Exhibit A, 9/04/01 Police Report Document 66
Exhibit B, Zangaro Dep Transcript
Exhibit C, Lubelan Transcript
Exhibit D, Bower Transcript
Exhibit E, Autopsy Report Spectrum Health
Exhibit F, Ellsworth Transcript

--------------------------------------------
[ 1 ]. Lubelan was video interviewed by Detective Zangaro and was quoted as saying, “And all of a sudden, he noticed where the noise and the headlights were coming from, and he poked his head up like this. The truck came out and started to come around the side of the house there. And he brought the weapon up, he brought it down, and then he brought it back up into a full aim at the front of the vehicle there. And it was at that time I discharged my long rifle…” (Id., 77).

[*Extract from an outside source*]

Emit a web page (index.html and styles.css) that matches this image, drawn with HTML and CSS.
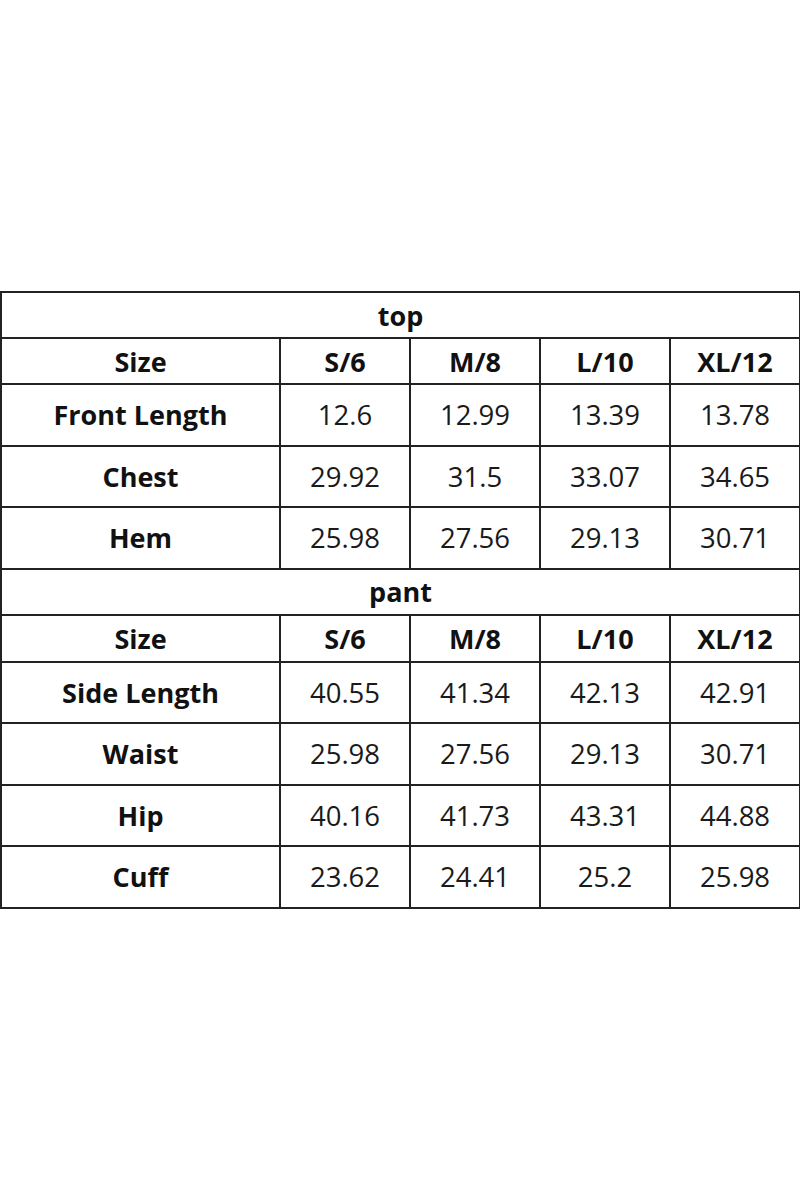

[ 2 ]. In Pearson v. Callahan, the Supreme Court adjusted the mandated two-step test used to evaluate when a police officer is not entitled to qualified immunity. Instead, courts may now look directly to either prong of the test to determine if a public official is still entitled to qualified immunity. 555 U.S. 223 (2009).
[ 3 ]. These cases include, but are not limited to: Boyd v. Baeppler, 215 F.3d 594 (6th Cir 2000); Rhodes v. McDannel, 945 F.2d 117 (6th Cir 1991).